Sunday, February 13, 2022

Jar of Goodness 2.13.22: Adrian’s Island Jefferson City

. . . The weekly virtual “gratitude jar.”

This week, I’m expressing thanks for Jefferson City’s new public park on Adrian’s Island.

The park is named Deborah Cooper Park, and the soaring pedestrian bridge linking it to the Missouri State Capitol grounds, and over the Union Pacific tracks, is named the Missouri Bicentennial Bridge. And Adrian’s Island isn’t technically an island, since it’s broadly and clearly connected to land. But Memphis has its “Mud Island,” which is about the same thing.

(Oh, and all you naysayers, who've been against the development of this new park? You know, because it's expensive, and because it'll flood? . . . Well you can kindly stay off it. Go someplace else.)
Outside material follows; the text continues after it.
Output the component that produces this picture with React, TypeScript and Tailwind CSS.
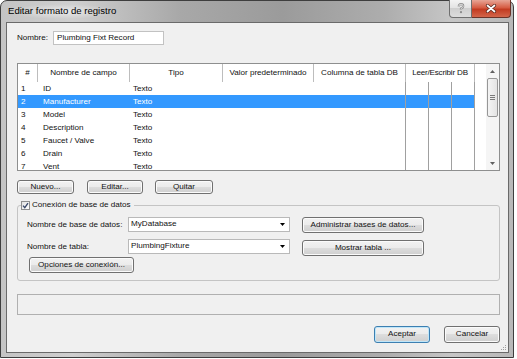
import React from 'react'

const rows = [
  ['1', 'ID'],
  ['2', 'Manufacturer'],
  ['3', 'Model'],
  ['4', 'Description'],
  ['5', 'Faucet / Valve'],
  ['6', 'Drain'],
  ['7', 'Vent'],
]

const btnBase =
  'flex items-center justify-center rounded-[3px] border bg-[linear-gradient(#f2f2f2,#ebebeb_50%,#dddddd_50%,#cfcfcf)] leading-none'

function Btn({ className, children, isDefault }: { className: string; children: React.ReactNode; isDefault?: boolean }) {
  return (
    <div
      className={`${btnBase} ${
        isDefault
          ? 'border-[#3c7fb1] shadow-[inset_0_0_0_1px_#bfe6f9]'
          : 'border-[#707070] shadow-[inset_0_0_0_1px_#fbfbfb]'
      } ${className}`}
    >
      {children}
    </div>
  )
}

function Combo({ value }: { value: string }) {
  return (
    <div className="flex h-[15px] w-[162px] items-center justify-between border border-[#b9b9b9] bg-white pl-[2px] pr-[4px]">
      <span className="leading-none">{value}</span>
      <svg width="5" height="3" viewBox="0 0 5 3">
        <path d="M0 0H5L2.5 3Z" fill="#000" />
      </svg>
    </div>
  )
}

function Scrollbar() {
  return (
    <div className="flex w-[13px] flex-col bg-[#f5f5f5]">
      <div className="flex h-[14px] items-center justify-center">
        <svg width="5" height="3" viewBox="0 0 5 3">
          <path d="M0 3H5L2.5 0Z" fill="#606060" />
        </svg>
      </div>
      <div className="mx-[1px] flex h-[39px] flex-col items-center justify-center gap-[1px] rounded-[2px] border border-[#979797] bg-[linear-gradient(90deg,#f4f4f4,#e4e4e4)]">
        <div className="h-px w-[5px] bg-[#7a7a7a]" />
        <div className="h-px w-[5px] bg-[#7a7a7a]" />
        <div className="h-px w-[5px] bg-[#7a7a7a]" />
      </div>
      <div className="flex-1" />
      <div className="flex h-[13px] items-center justify-center">
        <svg width="5" height="3" viewBox="0 0 5 3">
          <path d="M0 0H5L2.5 3Z" fill="#606060" />
        </svg>
      </div>
    </div>
  )
}

function FieldTable() {
  const head = 'flex h-full items-center justify-center whitespace-nowrap border-r border-[#bdbdbd]'
  return (
    <div className="ml-[10px] mt-[18px] flex h-[108px] w-[483px] border border-[#8e8f8f] bg-white">
      <div className="flex w-[457px] flex-col overflow-hidden">
        <div className="flex h-[18px] shrink-0">
          <div className={`${head} w-[20px]`}>#</div>
          <div className={`${head} w-[92px]`}>Nombre de campo</div>
          <div className={`${head} w-[93px]`}>Tipo</div>
          <div className={`${head} w-[91px]`}>Valor predeterminado</div>
          <div className={`${head} w-[92px]`}>Columna de tabla DB</div>
          <div className={`${head} w-[69px] tracking-[-0.2px]`}>Leer/Escribir DB</div>
        </div>
        <div className="flex-1 overflow-hidden">
          {rows.map(([n, name]) => {
            const sel = n === '2'
            return (
              <div
                key={n}
                className={`flex h-[13px] leading-[13px] ${sel ? 'bg-[#3399ff] text-white' : ''}`}
              >
                <div className="w-[20px] pl-[3px]">{n}</div>
                <div className="w-[92px] pl-[5px]">{name}</div>
                <div className="w-[93px] pl-[3px]">Texto</div>
                <div className="w-[91px]" />
                <div className="w-[92px] border-r border-[#a0a0a0]" />
                <div className="w-[23px] border-r border-[#a0a0a0]" />
                <div className="w-[23px] border-r border-[#a0a0a0]" />
                <div className="w-[23px] border-r border-[#a0a0a0]" />
              </div>
            )
          })}
        </div>
      </div>
      <div className="w-[11px]" />
      <Scrollbar />
    </div>
  )
}

export default function App() {
  return (
    <div className="h-[359px] w-[517px] bg-white font-['Liberation_Sans',Arial,sans-serif] text-[8.1px] text-[#111]">
      <div className="flex h-[358px] w-[514px] flex-col rounded-t-[7px] border border-[#3e3e3e] bg-[linear-gradient(90deg,#c4c4c4_0%,#cfcfcf_14%,#a8a8a8_35%,#9b9b9b_55%,#adadad_75%,#c6c6c6_88%,#b8b8b8_100%)]">
        <div className="flex h-[21px] items-start justify-between">
          <div className="flex h-[21px] items-center pl-[7px]">
            <span className="bg-[radial-gradient(closest-side,rgba(255,255,255,0.55),rgba(255,255,255,0))] text-[9.6px] text-black">
              Editar formato de registro
            </span>
          </div>
          <div className="-mt-px mr-[2px] flex">
            <div className="flex h-[18px] w-[23px] items-center justify-center rounded-bl-[4px] border border-t-0 border-[#6f6f6f] bg-[linear-gradient(#f3f3f3,#e2e2e2_50%,#cfcfcf_50%,#dcdcdc)]">
              <svg width="8" height="11" viewBox="0 0 8 11">
                <path d="M1.8 3.4Q1.8 1.2 4 1.2Q6.2 1.2 6.2 3.3Q6.2 4.7 4 5.6V7" fill="none" stroke="#8a8a8a" strokeWidth="2.2" />
                <path d="M1.8 3.4Q1.8 1.2 4 1.2Q6.2 1.2 6.2 3.3Q6.2 4.7 4 5.6V7" fill="none" stroke="#f0f0f0" strokeWidth="0.8" />
                <circle cx="4" cy="9.2" r="1.1" fill="#8a8a8a" />
              </svg>
            </div>
            <div className="flex h-[18px] w-[39px] items-center justify-center rounded-br-[4px] border border-l-0 border-t-0 border-[#6b3328] bg-[linear-gradient(#e7a596,#d65c43_45%,#c23b21_55%,#d3654a)]">
              <svg width="12" height="9" viewBox="0 0 12 9">
                <path d="M2.5 1.5L9.5 7.5M9.5 1.5L2.5 7.5" stroke="#5a2a20" strokeWidth="3.2" strokeLinecap="round" />
                <path d="M2.5 1.5L9.5 7.5M9.5 1.5L2.5 7.5" stroke="#ffffff" strokeWidth="1.7" strokeLinecap="round" />
              </svg>
            </div>
          </div>
        </div>

        <div className="relative ml-[5px] flex h-[331px] w-[503px] flex-col border border-[#6a6a6a] bg-[#f0f0f0]">
          <div className="ml-[10px] mt-[8px] flex h-[14px] items-center">
            <span className="w-[36px]">Nombre:</span>
            <div className="flex h-[14px] w-[111px] items-center border border-[#c2c2c2] bg-white pl-[3px]">
              Plumbing Fixt Record
            </div>
          </div>

          <FieldTable />

          <div className="ml-[10px] mt-[9px] flex">
            <Btn className="h-[14px] w-[57px]">Nuevo...</Btn>
            <Btn className="ml-[13px] h-[14px] w-[56px]">Editar...</Btn>
            <Btn className="ml-[12px] h-[14px] w-[58px]">Quitar</Btn>
          </div>

          <fieldset className="ml-[10px] mt-[6px] h-[81px] w-[483px] rounded-[3px] border border-[#c4c4c4]">
            <legend className="ml-[3px] flex h-[10px] items-center gap-[2px] pr-[3px]">
              <div className="flex h-[9px] w-[9px] items-center justify-center border border-[#8e8f8f] bg-[linear-gradient(135deg,#e2e2e2,#ffffff)]">
                <svg width="7" height="7" viewBox="0 0 7 7">
                  <path d="M1 3.6L2.8 5.6L6 1.2" fill="none" stroke="#3b4a6b" strokeWidth="1.4" />
                </svg>
              </div>
              <span className="leading-none">Conexión de base de datos</span>
            </legend>
            <div className="pl-[9px]">
              <div className="mt-[7px] flex h-[16px] items-start">
                <span className="w-[101px] leading-[15px]">Nombre de base de datos:</span>
                <Combo value="MyDatabase" />
                <Btn className="ml-[12px] h-[16px] w-[122px]">Administrar bases de datos...</Btn>
              </div>
              <div className="mt-[6px] flex h-[17px] items-start">
                <span className="w-[101px] leading-[15px]">Nombre de tabla:</span>
                <Combo value="PlumbingFixture" />
                <Btn className="ml-[12px] mt-[1px] h-[16px] w-[122px]">Mostrar tabla ...</Btn>
              </div>
              <div className="mt-[1px] flex">
                <Btn className="ml-[2px] h-[16px] w-[105px]">Opciones de conexión...</Btn>
              </div>
            </div>
          </fieldset>

          <div className="ml-[10px] mt-[13px] h-[21px] w-[483px] border border-[#b0b0b0]" />

          <div className="mr-[8px] mt-[11px] flex justify-end gap-[14px]">
            <Btn isDefault className="h-[17px] w-[56px]">Aceptar</Btn>
            <Btn className="h-[17px] w-[56px]">Cancelar</Btn>
          </div>

          <svg className="absolute bottom-[1px] right-[1px]" width="8" height="8" viewBox="0 0 8 8">
            <rect x="6" y="2" width="1" height="1" fill="#a0a0a0" />
            <rect x="6" y="4" width="1" height="1" fill="#a0a0a0" />
            <rect x="4" y="4" width="1" height="1" fill="#a0a0a0" />
            <rect x="6" y="6" width="1" height="1" fill="#a0a0a0" />
            <rect x="4" y="6" width="1" height="1" fill="#a0a0a0" />
            <rect x="2" y="6" width="1" height="1" fill="#a0a0a0" />
          </svg>
        </div>
      </div>
    </div>
  )
}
I’m not going to repeat a bunch of stuff that’s already been covered in the papers and elsewhere.

But I will share some pictures I took of the place on a recent visit. If you haven’t been to see it yet, you really should go. Though until it gets genuinely warm, make sure you dress extra warmly. The breezes can be kind of stiff off the river.

And you do get some nice views of the river. And the Highway 50/63 bridge, too.
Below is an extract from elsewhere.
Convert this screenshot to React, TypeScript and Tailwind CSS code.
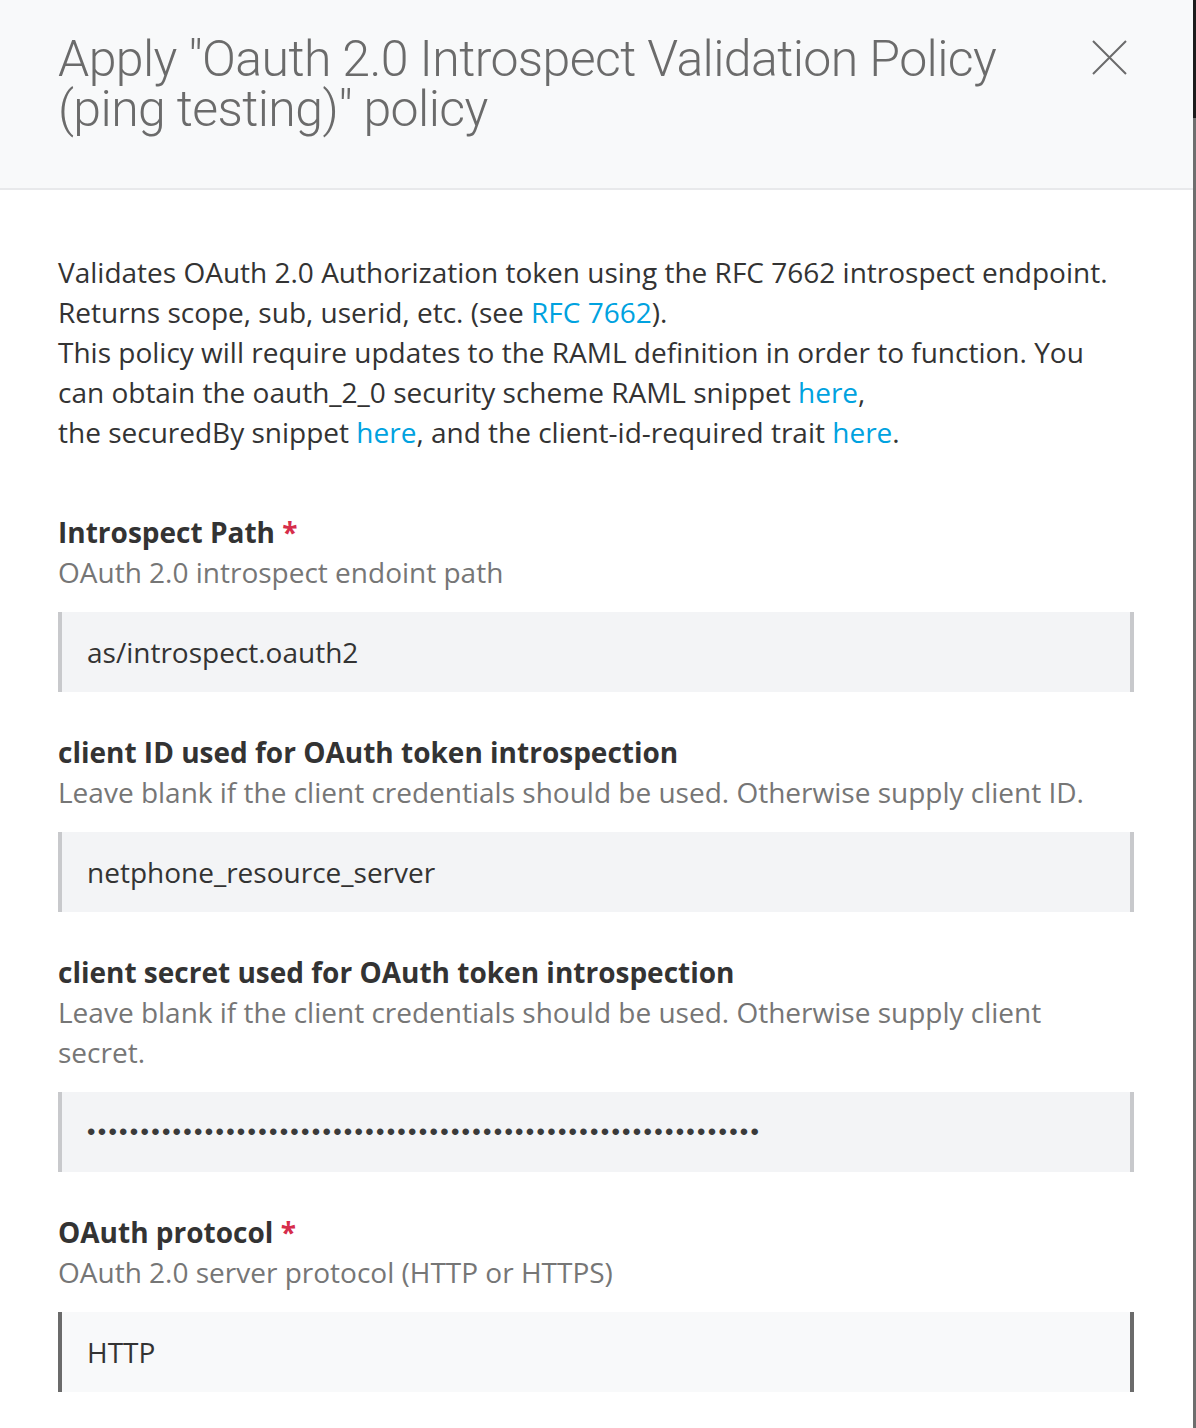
const body = { fontFamily: '"Open Sans", "Noto Sans", sans-serif' };
const title = { fontFamily: 'Roboto, "Noto Sans", sans-serif' };

function Field({
  label,
  required,
  help,
  children,
  active,
}: {
  label: string;
  required?: boolean;
  help: string;
  children: React.ReactNode;
  active?: boolean;
}) {
  return (
    <div className="mt-10 first:mt-0">
      <div className="text-[28px] font-bold leading-[40px] text-[#333]">
        {label}
        {required && <span className="text-[#d62d4b]"> *</span>}
      </div>
      <div className="text-[28px] leading-[40px] text-[#767676]">{help}</div>
      <div
        className={
          active
            ? "mt-5 flex h-20 items-center border-x-4 border-[#6b6b6b] bg-[#f8f9fa] px-[25px] text-[28px] text-[#333]"
            : "mt-5 flex h-20 items-center border-x-4 border-[#c8c9cc] bg-[#f3f4f6] px-[25px] text-[28px] text-[#333]"
        }
      >
        {children}
      </div>
    </div>
  );
}

export default function App() {
  const link = "text-[#00a2df]";
  return (
    <div className="flex min-h-[1428px] w-[1196px] bg-white" style={body}>
      {/* Modal */}
      <div className="flex flex-1 flex-col">
        {/* Header */}
        <header className="flex h-[190px] border-b-2 border-[#e8e9eb] bg-[#f8f9fa] pl-[58px] pr-[66px] pt-[34px]">
          <h1
            className="flex-1 text-[50px] font-light leading-[50px] tracking-[-0.6px] text-[#6b6b6b]"
            style={title}
          >
            Apply "Oauth 2.0 Introspect Validation Policy
            <br />
            (ping testing)" policy
          </h1>
          <button className="mt-[6px] h-[35px] w-[35px] text-[#6b6b6b]">
            <svg viewBox="0 0 35 35" className="h-[35px] w-[35px]">
              <path d="M1 1L34 34M34 1L1 34" stroke="currentColor" strokeWidth="2" />
            </svg>
          </button>
        </header>

        {/* Body */}
        <div className="pb-9 pl-[58px] pr-[59px] pt-[62px]">
          <p className="text-[28px] leading-[40px] text-[#333]">
            Validates OAuth 2.0 Authorization token using the RFC 7662 introspect endpoint.
            <br />
            Returns scope, sub, userid, etc. (see <span className={link}>RFC 7662</span>).
            <br />
            This policy will require updates to the RAML definition in order to function. You
            <br />
            can obtain the oauth_2_0 security scheme RAML snippet <span className={link}>here</span>,
            <br />
            the securedBy snippet <span className={link}>here</span>, and the client-id-required trait{" "}
            <span className={link}>here</span>.
          </p>

          <div className="mt-[60px]">
            <Field label="Introspect Path" required help="OAuth 2.0 introspect endoint path">
              as/introspect.oauth2
            </Field>
            <Field
              label="client ID used for OAuth token introspection"
              help="Leave blank if the client credentials should be used. Otherwise supply client ID."
            >
              netphone_resource_server
            </Field>
            <Field
              label="client secret used for OAuth token introspection"
              help="Leave blank if the client credentials should be used. Otherwise supply client secret."
            >
              <span
                className="text-[24px] tracking-[2.3px] text-[#3a3a3a]"
                style={{ fontFamily: '"Liberation Sans", Arial, sans-serif' }}
              >
                {"•".repeat(63)}
              </span>
            </Field>
            <Field label="OAuth protocol" required help="OAuth 2.0 server protocol (HTTP or HTTPS)" active>
              HTTP
            </Field>
          </div>
        </div>
      </div>

      {/* Right edge of backdrop */}
      <div className="flex w-[3px] flex-col">
        <div className="h-[118px] bg-[#1c1c1c]" />
        <div className="flex-1 bg-[#6e6e6e]" />
      </div>
    </div>
  );
}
The views from the soaring bridge over the tracks are pretty nifty, too. Look for waterfowl and gulls and bald eagles!

At this point, landscaping is nonexistent. They had time before winter to plant several swamp white oaks—yes! Beautiful, poetic, hardy native hardwood! And they applied grass seed to the dirt surfaces, and installed some anti-erosion fencing, but that’s about all. By now, after rains and snow and meltwater, erosion is happening anyway, and they’re going to have their hands full reseeding. Hopefully they won’t make it all be just . . . lawngrass. (Aren't there enough places for people to throw balls around in this city?) But we’ll see.
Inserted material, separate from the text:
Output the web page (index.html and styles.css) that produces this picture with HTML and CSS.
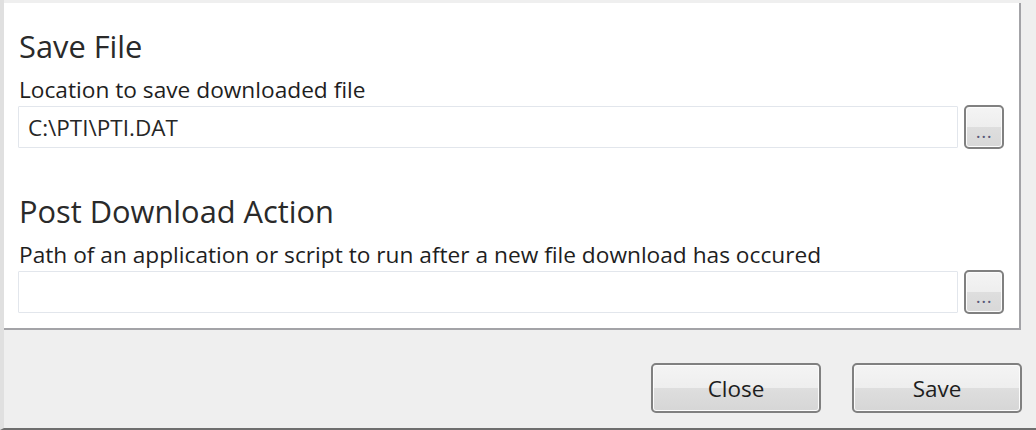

Okay, and you get good views of the dredging barges and the sand plant across the river, and whatever they’re doing.

I appreciate being able to finally see the railroad cut in the bluff on the north side of the capitol. When you stand at the top of that bluff, by the Signing of the Louisiana Purchase statue, you see the river beyond, and you can kind of see a few of the siding tracks, but apart from the brush and weeds, you can’t get a good sense of the actual bluff and the extent of the tracks. It’s neat to see that perspective.

AND, if you’re into trains, the overpass offers great views of those, too! But that’s another post.